With development surging in the San Francisco Bay Area, Congress established Point Reyes National Seashore in 1962 “In order to save and preserve, for purposes of public recreation, benefit, and inspiration, a portion of the diminishing seashore of the United States that remains undeveloped.”

Over the next decade, ranchers on the Point Reyes Peninsula sold their land to the National Park Service. They were paid  the equivalent of more than $380 million in today’s dollars and were allowed to lease back the land they sold for up to 25 years or the death of the leaseholder.

Nearly 60 years later some 5,000-6,000 beef and dairy cattle continue to occupy 18,000 acres-one-third of the national seashore and 10,000 acres at the nearby Golden Gate National Recreation Area (GGNRA).

Unlike ranchers outside the national park, Seashore ranchers pay no property taxes, receive below-market rents; discounted grazing fees, government-maintained roads, buildings and fencing.  In addition, the NPS provides “wildlife management”-confining, hazing and “removing” Tule elk—a species endemic to California that exists in no other national park. 

Tule elk had been erased from the Pt Reyes Peninsula in the 19th century as the land was converted to ranching. A long-planned and successful elk reintroduction in the 1970s proceeded the assumption that ranching in the park would be discontinued. Today, cattle outnumber Tule elk at the Seashore 10 to 1.

Under pressure from the cattle interests and their political allies,  the NPS has routinely granted grazing permits to ranchers despite management problems, wildlife conflicts and stark environmental impacts. NPS and ranchers negotiated behind closed doors without public input to the terms of leases, or whether ranching should continue at all.

Environmentalists brought a lawsuit in 2016 over the NPS’s failure to update its nearly 40-year management plan http://www.marinij.com/opinion/20160423/marin-voice-point-reyes-national-seashore-deserves-a-plan  A settlement agreement in 2017 required the NPS to undertake an Environmental Impact Statement on ranching—something Seashore ranchers long opposed. 

The local Board of Supervisors have long stood by the ranchers. They, Rep. Jared Huffman and the NPS have long asserted—without evidence— that the public overwhelming supports the ranches at the national seashore, and that the local economy depends on the 24 ranches operating inside the park.

In October 2017, the NPS began initial scoping for updating its General Management Plan for Point Reyes National Seashore and the GGNRA.

In September 2018, in an end run around the legal settlement,  Rep. Jared Huffman, the local Congressman who serves on the House Natural Resources Committee, took up the ranchers’ cause. Ranching at the Seashore has been at the discretion of the Secretary of the Interior.  Huffman introduced, on suspension of the rules (without hearings or debate) a bill that instead would permanently instate ranching at the Seashore. The bill died in the Senate during the 2018 government shut down. 
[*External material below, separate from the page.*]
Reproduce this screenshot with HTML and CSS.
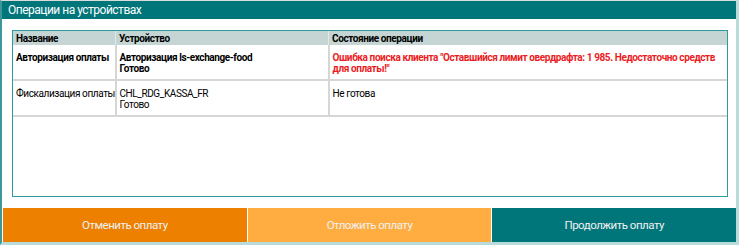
FILE: index.html
```html
<!DOCTYPE html>
<html lang="ru">

<head>
    <meta charset="UTF-8">
    <meta name="viewport" content="width=device-width, initial-scale=1.0">
    <title>Операции на устройствах</title>
    <link rel="stylesheet" href="styles.css">
</head>

<body>
    <div class="dialog">
        <div class="dialog-title">Операции на устройствах</div>

        <div class="dialog-body">
            <div class="ops-box">
                <table class="ops-table">
                    <thead>
                        <tr>
                            <th class="col-name">Название</th>
                            <th class="col-device">Устройство</th>
                            <th>Состояние операции</th>
                        </tr>
                    </thead>
                    <tbody>
                        <tr>
                            <td class="is-bold">Авторизация оплаты</td>
                            <td class="is-bold">Авторизация ls-exchange-food<br>Готово</td>
                            <td class="is-error">Ошибка поиска клиента "Оставшийся лимит овердрафта: 1 985. Недостаточно средств для оплаты!"</td>
                        </tr>
                        <tr>
                            <td>Фискализация оплаты</td>
                            <td>CHL_RDG_KASSA_FR<br>Готово</td>
                            <td>Не готова</td>
                        </tr>
                    </tbody>
                </table>
            </div>
        </div>

        <div class="dialog-buttons">
            <button class="action-btn cancel-btn">Отменить оплату</button>
            <button class="action-btn delay-btn">Отложить оплату</button>
            <button class="action-btn continue-btn">Продолжить оплату</button>
        </div>
    </div>
</body>

</html>
```

FILE: styles.css
```css
body {
    margin: 0;
    font-family: Roboto, "Noto Sans", sans-serif;
    background-color: white;
}

.dialog {
    width: 734px;
    height: 241px;
    border-top: 1px solid rgb(220, 220, 220);
    border-left: 2px solid rgb(60, 150, 154);
    border-right: 3px solid rgb(184, 220, 220);
    border-bottom: 3px solid rgb(184, 220, 220);
    display: flex;
    flex-direction: column;
}

.dialog-title {
    height: 18px;
    background-color: rgb(0, 118, 123);
    color: white;
    font-size: 12px;
    letter-spacing: -0.5px;
    line-height: 18px;
    padding-left: 6px;
}

.dialog-body {
    padding: 11px 8px 0 10px;
    height: 168px;
}

.ops-box {
    height: 165px;
    border: 1px solid rgb(47, 154, 158);
}

.ops-table {
    width: 100%;
    table-layout: fixed;
    border-collapse: collapse;
    font-size: 10px;
    letter-spacing: -0.4px;
    color: black;
}

.ops-table th {
    background-color: rgb(197, 213, 212);
    text-align: left;
    font-weight: bold;
    height: 14px;
    padding: 0 3px;
    border-left: 1px solid rgb(225, 232, 232);
}

.ops-table th:first-child,
.ops-table td:first-child {
    border-left: none;
    padding-right: 0;
    white-space: nowrap;
}

.col-name {
    width: 99px;
}

.col-device {
    width: 206px;
}

.ops-table td {
    vertical-align: top;
    line-height: 11px;
    height: 23px;
    padding: 7px 3px 4px 3px;
    border-left: 2px solid rgb(214, 214, 214);
    border-bottom: 2px solid rgb(214, 214, 214);
}

.is-bold {
    font-weight: bold;
}

.is-error {
    color: rgb(236, 28, 36);
    font-weight: bold;
}

.dialog-buttons {
    display: flex;
    gap: 1px;
    padding-left: 1px;
    margin-top: auto;
    height: 34px;
}

.action-btn {
    flex: 1;
    border: none;
    color: rgb(240, 240, 240);
    font-family: inherit;
    font-size: 11.5px;
    letter-spacing: -0.5px;
    cursor: pointer;
}

.cancel-btn {
    background-color: rgb(238, 128, 0);
}

.delay-btn {
    background-color: rgb(255, 173, 64);
}

.continue-btn {
    background-color: rgb(0, 118, 123);
}
```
In October 2018, ranches at the Seashore were added to the National Register of Historic Places,  though the designation does not require that the business of ranching continues.

In August 2019, the NPS released its draft plan and EIS for ranching, opening a 45-day public comment period, ending September 23, 2019 The NPS’s plan proposed 6 alternatives.  The NPS’s “preferred alternative” (Alternative B) reflects the ranchers’ expansive wish list. Alternative B would provide unprecedented 20-year leases; permit unauthorized livestock- chickens, turkeys, sheep, goats; and allow ranches to operate retail shops and “farm stays” in the park.  Particularly controversial is the NPS’s plan to kill any Tule elk that wander onto land reserved for cattle grazing. 

In February 2020, the NPS released the more than 7,600 public comments it received during the comment period.

Coordinated by the Resource Renewal Institute, a nonprofit organization in Marin County, a handful of volunteers in consultation with an agricultural data specialist, read every comment and sorted them into categories. 

In April 2020, final analysis, found that than 90 percent of the public comments to the draft plan and EIS opposed ranching at the Seashore. https://restoreptreyesseashore.org/docs/PRNS GMP Summary Sheet.xlsx

Park and wildlife advocates are working to raise public awareness of the NPS’s plan to expand ranching at the Seashore, citing the public’s response to the NPS’s plan to expand ranching, and NPS  studies documenting overgrazing, water pollution, habitat loss and more.